Auf der Habenseite dieser Bilanz schlägt neben vielen Detailbeobachtungen die Selbstverständlichkeit zu Buche, mit der Feuerstein auf die Sprachfähigkeit von Architektur setzt. Sexuelle Determination und die archetypischen Vorstellungen, die sie beschwört, ist nur eine von vielen denkbaren Botschaften. Aber Botschaft, lesbar oder verschlüsselt, ist allemal mehr als abweisendes Schweigen. Dankbar quittiert man auch den Hinweis, daß Sinnlichkeit sich nicht allein aus einschlägiger Symbolik oder Metaphorik ergibt, sondern auf die Erfahrung von Materie und Oberfläche, von Licht und Klang, Geruch und Tastwerten angewiesen ist. Theoretisch weiß es jeder. In der Praxis handeln nur die wenigsten Bauherren und Architekten danach.

Feuerstein hat in der neueren Architekturgeschichtsschreibung und -produktion, der Wiener zumal, eine sehr anregende Rolle gespielt. Daß er sein Beispielmaterial trocken hält, mutet wie eine Schutzmaßnahme des Autors vor der Flut seiner Assoziationen an. Die Schwemme der Bilder lenkt er in die Kanäle einer geradezu pedantischen Katalogisierung.

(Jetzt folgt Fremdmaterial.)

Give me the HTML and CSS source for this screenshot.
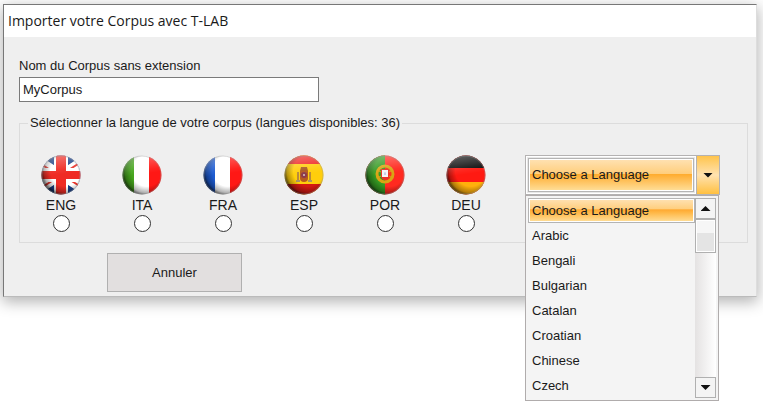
FILE: index.html
```html
<!DOCTYPE html>
<html lang="fr">
<head>
    <meta charset="UTF-8">
    <meta name="viewport" content="width=device-width, initial-scale=1.0">
    <title>Importer votre Corpus avec T-LAB</title>
    <link rel="stylesheet" href="styles.css">
</head>
<body>
    <!-- shared shading for the round flags -->
    <svg class="defs" width="0" height="0" aria-hidden="true">
        <defs>
            <clipPath id="round"><circle cx="20" cy="20" r="19.5"/></clipPath>
            <radialGradient id="shade" cx="0.62" cy="0.4" r="0.65">
                <stop offset="0.6" stop-color="#000" stop-opacity="0"/>
                <stop offset="0.85" stop-color="#000" stop-opacity="0.3"/>
                <stop offset="1" stop-color="#000" stop-opacity="0.75"/>
            </radialGradient>
            <linearGradient id="gloss" x1="0.3" y1="0" x2="0.45" y2="1">
                <stop offset="0" stop-color="#fff" stop-opacity="0.35"/>
                <stop offset="0.4" stop-color="#fff" stop-opacity="0.05"/>
                <stop offset="0.5" stop-color="#fff" stop-opacity="0"/>
            </linearGradient>
            <g id="ball">
                <circle cx="20" cy="20" r="19.5" fill="url(#shade)"/>
                <circle cx="20" cy="20" r="19.5" fill="url(#gloss)"/>
                <circle cx="20" cy="20" r="19" fill="none" stroke="#999" stroke-opacity="0.4"/>
            </g>
        </defs>
    </svg>

    <div class="window">
        <h1 class="title">Importer votre Corpus avec T-LAB</h1>
        <form class="content">
            <label class="name-label" for="corpus">Nom du Corpus sans extension</label>
            <input class="name" type="text" id="corpus" value="MyCorpus">

            <fieldset class="languages">
                <legend>Sélectionner la langue de votre corpus (langues disponibles: 36)</legend>
                <div class="choices">
                    <div class="flags">
                        <label class="lang">
                            <svg class="flag" viewBox="0 0 40 40" aria-hidden="true">
                                <g clip-path="url(#round)">
                                    <rect width="40" height="40" fill="#173f86"/>
                                    <path d="M0 7L40 33M40 7L0 33" stroke="#fff" stroke-width="9"/>
                                    <path d="M0 9L14 18M40 7L26 16M26 23L40 32M0 33L14 24" stroke="#e8352c" stroke-width="2"/>
                                    <path d="M20 0V40M0 20H40" stroke="#fff" stroke-width="14"/>
                                    <path d="M20 0V40" stroke="#ef2b24" stroke-width="10"/>
                                    <path d="M0 20H40" stroke="#ef2b24" stroke-width="8"/>
                                </g>
                                <use href="#ball"/>
                            </svg>
                            <span>ENG</span>
                            <input type="radio" name="lang" value="eng">
                        </label>
                        <label class="lang">
                            <svg class="flag" viewBox="0 0 40 40" aria-hidden="true">
                                <g clip-path="url(#round)">
                                    <rect width="40" height="40" fill="#fff"/>
                                    <rect width="12" height="40" fill="#45a51c"/>
                                    <rect x="27" width="13" height="40" fill="#ff1815"/>
                                </g>
                                <use href="#ball"/>
                            </svg>
                            <span>ITA</span>
                            <input type="radio" name="lang" value="ita">
                        </label>
                        <label class="lang">
                            <svg class="flag" viewBox="0 0 40 40" aria-hidden="true">
                                <g clip-path="url(#round)">
                                    <rect width="40" height="40" fill="#fff"/>
                                    <rect width="12" height="40" fill="#1c5ad0"/>
                                    <rect x="27" width="13" height="40" fill="#ff1815"/>
                                </g>
                                <use href="#ball"/>
                            </svg>
                            <span>FRA</span>
                            <input type="radio" name="lang" value="fra">
                        </label>
                        <label class="lang">
                            <svg class="flag" viewBox="0 0 40 40" aria-hidden="true">
                                <g clip-path="url(#round)">
                                    <rect width="40" height="40" fill="#ffce0c"/>
                                    <rect width="40" height="9" fill="#ee2420"/>
                                    <rect y="29" width="40" height="11" fill="#d41a12"/>
                                    <path d="M14 17V26M26 17V26" stroke="#b98a3c" stroke-width="2"/>
                                    <path d="M12 26H16M24 26H28" stroke="#a89468" stroke-width="2"/>
                                    <path d="M16 16H24V23Q24 27 20 27Q16 27 16 23Z" fill="#b65a1e"/>
                                    <path d="M17 12H23L24 16H16Z" fill="#a85a20"/>
                                    <circle cx="20" cy="20" r="3" fill="#8c3a4c"/>
                                    <circle cx="20" cy="20" r="1" fill="#d8c8c0"/>
                                </g>
                                <use href="#ball"/>
                            </svg>
                            <span>ESP</span>
                            <input type="radio" name="lang" value="esp">
                        </label>
                        <label class="lang">
                            <svg class="flag" viewBox="0 0 40 40" aria-hidden="true">
                                <g clip-path="url(#round)">
                                    <rect width="40" height="40" fill="#ff2a20"/>
                                    <rect width="20" height="40" fill="#359a22"/>
                                    <circle cx="20" cy="19" r="8" fill="none" stroke="#d9a414" stroke-width="3"/>
                                    <path d="M12 15L28 23M12 23L28 15" stroke="#d9a414"/>
                                    <path d="M16 14H24V20Q24 25 20 25Q16 25 16 20Z" fill="#e83428"/>
                                    <rect x="17" y="15" width="6" height="7" fill="#f4f4f8"/>
                                    <path d="M20 17V20M19 19H21" stroke="#b8c4e0"/>
                                </g>
                                <use href="#ball"/>
                            </svg>
                            <span>POR</span>
                            <input type="radio" name="lang" value="por">
                        </label>
                        <label class="lang">
                            <svg class="flag" viewBox="0 0 40 40" aria-hidden="true">
                                <g clip-path="url(#round)">
                                    <rect width="40" height="40" fill="#ff1a12"/>
                                    <rect width="40" height="13" fill="#0c0c0c"/>
                                    <rect y="27" width="40" height="13" fill="#ffb00c"/>
                                </g>
                                <use href="#ball"/>
                            </svg>
                            <span>DEU</span>
                            <input type="radio" name="lang" value="deu">
                        </label>
                    </div>

                    <div class="combo">
                        <select class="combo-box" id="other" aria-label="Choose a Language">
                            <option>Choose a Language</option>
                            <option>Arabic</option>
                            <option>Bengali</option>
                            <option>Bulgarian</option>
                            <option>Catalan</option>
                            <option>Croatian</option>
                            <option>Chinese</option>
                            <option>Czech</option>
                        </select>
                        <span class="combo-arrow"><span class="down"></span></span>
                        <div class="menu">
                            <ul class="items">
                                <li class="selected">Choose a Language</li>
                                <li>Arabic</li>
                                <li>Bengali</li>
                                <li>Bulgarian</li>
                                <li>Catalan</li>
                                <li>Croatian</li>
                                <li>Chinese</li>
                                <li>Czech</li>
                            </ul>
                            <div class="scroll">
                                <button type="button" aria-label="Up"><span class="up"></span></button>
                                <div class="thumb"></div>
                                <button type="button" class="last" aria-label="Down"><span class="down"></span></button>
                            </div>
                        </div>
                    </div>
                </div>
            </fieldset>

            <button type="button" class="cancel">Annuler</button>
        </form>
    </div>

    <script>
        const items = document.querySelectorAll('.items li');
        const other = document.getElementById('other');

        function pick(index) {
            items.forEach((item, i) => item.classList.toggle('selected', i === index));
            other.selectedIndex = index;
        }

        items.forEach((item, i) => item.addEventListener('click', () => pick(i)));
        other.addEventListener('change', () => pick(other.selectedIndex));
    </script>
</body>
</html>
```
FILE: styles.css
```css
* {
    box-sizing: border-box;
}

body {
    min-height: 100vh;
    margin: 0;
    padding: 4px 6px 4px 3px;
    background-color: #fff;
    font-family: "Liberation Sans", Arial, sans-serif;
    font-size: 13px;
    line-height: 16px;
    color: #1a1a1a;
}

.defs {
    position: absolute;
}

.window {
    background-color: #efefef;
    border: 1px solid #777;
    border-right-color: #ddd;
    border-bottom-color: #bbb;
    box-shadow: 0 4px 14px 1px rgba(0, 0, 0, 0.3);
}

.title {
    margin: 0;
    padding: 0 4px;
    background-color: #fff;
    font-family: "Open Sans", "Noto Sans", sans-serif;
    font-size: 14px;
    font-weight: normal;
    line-height: 32px;
}

.content {
    padding: 21px 8px 4px 15px;
}

.name-label {
    display: block;
}

.name {
    display: block;
    width: 300px;
    height: 25px;
    margin-top: 3px;
    padding: 0 3px;
    border: 1px solid #7a7a7a;
    background-color: #fff;
    font: inherit;
    color: inherit;
}

.languages {
    min-width: 0;
    margin: 13px 0 0;
    padding: 24px 27px 10px 21px;
    border: 1px solid #dcdcdc;
}

.languages legend {
    margin-left: -13px;
    padding: 0 2px;
}

.choices {
    display: flex;
    align-items: flex-start;
    justify-content: space-between;
}

.flags {
    display: flex;
    gap: 41px;
}

.lang {
    display: flex;
    flex-direction: column;
    align-items: center;
    width: 40px;
    font-size: 14px;
}

.flag {
    width: 40px;
    height: 40px;
}

.lang span {
    margin: 2px 0;
}

.lang input {
    appearance: none;
    width: 17px;
    height: 17px;
    margin: 0;
    border: 1px solid #333;
    border-radius: 50%;
    background-color: #fff;
}

.lang input:checked {
    background: radial-gradient(#222 35%, #fff 45%);
}

.combo {
    position: relative;
    display: flex;
    width: 195px;
    height: 40px;
    border: 1px solid #b4b2b2;
    background-color: #fff;
}

.combo-box {
    appearance: none;
    flex: 1;
    min-width: 0;
    margin: 2px;
    padding: 0 3px;
    border: 1px solid #b4b4b4;
    border-radius: 0;
    outline: 1px solid #e8e8e8;
    background: linear-gradient(#ffe2b4, #ffce7c 46%, #ffab2c 47%, #ffb848 60%, #ffe09c);
    box-shadow: inset 0 0 0 1px #fff;
    font: inherit;
    color: inherit;
}

.combo-arrow {
    display: flex;
    align-items: center;
    justify-content: center;
    width: 23px;
    border-left: 1px solid #b4b2b2;
    background: linear-gradient(#ffc44c, #ffe2b0 50%, #ffc040);
    pointer-events: none;
}

.up,
.down {
    width: 10px;
    height: 5px;
    background-color: #111;
    clip-path: polygon(0 0, 100% 0, 50% 100%);
}

.up {
    clip-path: polygon(50% 0, 100% 100%, 0 100%);
}

.menu {
    position: absolute;
    top: 39px;
    left: -1px;
    display: flex;
    width: 194px;
    padding: 2px;
    border: 1px solid #b0acac;
    background-color: #f4f4f4;
}

.items {
    flex: 1;
    margin: 0;
    padding: 0;
    list-style: none;
}

.items li {
    padding: 0 3px;
    border: 1px solid transparent;
    line-height: 23px;
}

.items .selected {
    border-color: #b4b4b4;
    background: linear-gradient(#ffe2b4, #ffce7c 45%, #ffa830 46%, #ffb848 60%, #ffe09c);
    box-shadow: inset 0 0 0 1px #fff;
}

.scroll {
    display: flex;
    flex-direction: column;
    width: 21px;
    background: linear-gradient(to right, #e4e2e2, #fff);
}

.scroll button {
    display: flex;
    align-items: center;
    justify-content: center;
    height: 21px;
    padding: 0;
    border: 1px solid #b0b0b0;
    background-color: #f4f4f4;
}

.scroll .last {
    margin-top: auto;
}

.thumb {
    height: 34px;
    border: 1px solid #b0b0b0;
    background: linear-gradient(#f6f6f6 40%, #e4e4e4 41%);
    box-shadow: inset 0 0 0 1px #fff;
}

.cancel {
    display: block;
    width: 135px;
    height: 39px;
    margin: 10px 0 0 88px;
    padding: 0;
    border: 1px solid #b0b0b0;
    background-color: #e2dfdf;
    font: inherit;
    color: inherit;
}
```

So unordentlich es in den Künsten zugeht, so ordentlich handelt ihr Archivar. Sorgfältig numeriert wird die Architektur der weiblichen primären äußeren Geschlechtsmerkmale (Kapitel 7.5.1) von jener der weiblichen inneren Geschlechtsmerkmale (Kapitel 7.5.2) geschieden, diese von der Architektur der weiblichen sekundären Geschlechtsmerkmale (Kapitel 7.5.3) und so fort. Auch die mehreren hundert Abbildungen dürfen nur wenig sinnlichen Reiz entfalten. Meist sind sie als eine Art visueller Anmerkungen in die Randspalten des Buches verwiesen.

Aus einem außerordentlich faszinierenden Material, das seinen élan vital in Leselust übertragen könnte, ist ein außerordentlich nüchternes Buch entstanden. Ordentlichkeit und Pedanterie als Abwehrmechanismen: Steht das nicht auch bei Freud? WOLFGANG PEHNT

Günther Feuerstein: "Androgynos. Das Mann-Weibliche in Kunst und Architektur". Edition Axel Menges, Stuttgart 1997. 240 Seiten, Abb., geb., 128,- DM.